Fazla mesai yaptığını iddia eden işçi bu iddiasını ispatla yükümlüdür. İşçinin imzasını taşıyan bordro sahteliği ispat edilinceye kadar kesin delil niteliğindedir. Bir başka anlatımla bordronun sahteliği ileri sürülüp ispatlanmadıkça, imzalı bordroda görünen fazla mesai alacağının ödendiği varsayılır.
Fazla mesainin ispatı konusunda işyeri kayıtları, özellikle işyerine giriş çıkışı gösteren belgeler, işyeri iç yazışmaları delil niteliğindedir. Ancak, fazla çalışma ve genel tatil çalışmasının bu tür yazılı belgelerle ispatlanamaması durumunda tarafların dinletmiş oldukları şahit beyanları ile sonuca gidilmesi gerekir. Bunun dışında herkesçe bilinen genel bazı vakıalar da bu noktada göz önüne alınabilir. İşçinin fiilen yaptığı işin niteliği ve yoğunluğuna göre de fazla mesaisi olup olmadığı araştırılmalıdır.
Fazla mesai çalışmasının yazılı delil ya da şahitle ispatı imkan dahilindedir.
Somut olayda; hükme esas bilirkişi raporunda, haftanın 7 nci günü için ayrıca hafta tatili ücreti talep edildiğinden 7,5 saati aşan çalışmanın fazla çalışma sayılacağı belirtilerek 2,5 saat çalışma süresine eklenerek haftalık fazla çalışma süresi hesaplanmıştır. Oysa ki, hafta tatilindeki çalışma süresi ara dinlenme hariç 9 saat olup 7,5 saati aşan 1,5 saatin haftalık çalışma süresine eklenip fazla çalışma ücreti alacağı hesaplanması gerekirken 2,5 saat olarak eklenmesi hatalı olup diğer bir bozma nedenidir.
5-Kabule göre de; indirim dışında reddedilen miktarların bulunması nedeniyle davalı ... Proje Yönetim Dan. ve İnş. A.Ş. yönünden vekalet ücretine hükmedilmemesi hatalıdır.
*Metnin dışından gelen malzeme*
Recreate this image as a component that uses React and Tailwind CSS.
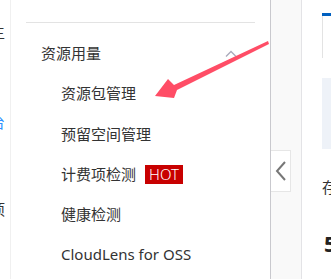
export default function App() {
  const items = ["资源包管理", "预留空间管理", "计费项检测", "健康检测", "CloudLens for OSS"];

  return (
    <div
      className="relative flex w-[331px] h-[279px] overflow-hidden bg-white text-[#333]"
      style={{ fontFamily: '"Noto Sans", "Noto Sans CJK SC", sans-serif' }}
    >
      {/* previous nav, clipped */}
      <div className="w-[11px] shrink-0 overflow-hidden border-r border-[#f0f0f0] text-[15px] whitespace-nowrap">
        <div className="-ml-[10px] mt-[22px] leading-[20px]">主</div>
        <div className="-ml-[10px] mt-[70px] leading-[20px] text-[#2e90ff]">台</div>
        <div className="-ml-[10px] mt-[67px] leading-[20px]">项</div>
      </div>

      {/* sidebar */}
      <div className="w-[260px] shrink-0 border-r border-[#c9c9ce] pt-[22px]">
        <div className="mx-[15px] border-t border-[#e3e3e3]" />
        <div className="flex items-center justify-between pl-[30px] pr-[33px] mt-[20px] h-[20px] text-[15px] leading-[20px]">
          <span>资源用量</span>
          <svg width="12" height="7" viewBox="0 0 12 7" fill="none">
            <path d="M1 6.5 6 1.5l5 5" stroke="#aab" strokeWidth="1.3" />
          </svg>
        </div>
        <div className="mt-[11px] pl-[50px] text-[15px]">
          {items.map((t, i) => (
            <div key={t} className={`flex items-center h-[40px] ${i === 0 ? "mt-[1px]" : ""}`}>
              <span className={i === 0 ? "-mt-[2px]" : ""}>{t}</span>
              {t === "计费项检测" && (
                <span className="ml-[9px] bg-[#c80000] text-white font-light px-[4px] h-[19px] leading-[19px] text-[15px]">
                  HOT
                </span>
              )}
            </div>
          ))}
        </div>
      </div>

      {/* collapse column */}
      <div className="w-[31px] shrink-0 bg-[#f9f9f9] border-r border-[#e3e3e6] pt-[150px]">
        <div className="w-[20px] h-[42px] bg-white border border-[#e6e6e6] border-l-0 flex items-center justify-center">
          <svg width="12" height="20" viewBox="0 0 12 20" fill="none">
            <path d="M10 1 2 10l8 9" stroke="#777" strokeWidth="2" />
          </svg>
        </div>
      </div>

      {/* content, clipped */}
      <div className="flex-1 relative whitespace-nowrap">
        <div className="absolute left-[20px] top-[13px] w-[20px] h-[3px] bg-[#0060c0]" />
        <div className="absolute left-[20px] top-[16px] w-[1px] h-[42px] bg-[#e3e3e3]" />
        <div className="absolute left-[20px] top-[78px] w-[20px] h-[71px] bg-[#eef2f8]" />
        <div className="absolute left-[20px] top-[177px] text-[15px] leading-[20px]">存储</div>
        <div className="absolute left-[22px] top-[233px] text-[22px] font-bold leading-[20px] text-[#222]">5</div>
      </div>

      {/* annotation arrow */}
      <svg className="absolute left-0 top-0 pointer-events-none" width="331" height="279">
        <path d="M268 41 L174 85 L168 79 L155 96 L174 98 L177 90 L269 44 Z" fill="#ff4d66" />
      </svg>
    </div>
  );
}
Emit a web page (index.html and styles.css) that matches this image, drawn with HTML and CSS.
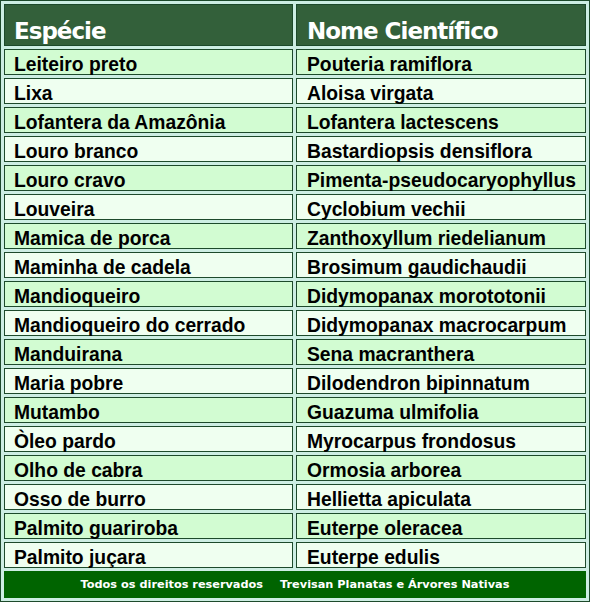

SONUÇ: Temyiz olunan Bölge Adliye Mahkemesi kararının yukarıda yazılı sebeplerle BOZULMASINA, dosyanın kararı veren Bölge Adliye Mahkemesine gönderilmesine, peşin alınan temyiz harcının istek halinde ilgililere iadesine, 04.02.2021 tarihinde oybirliği ile karar verildi.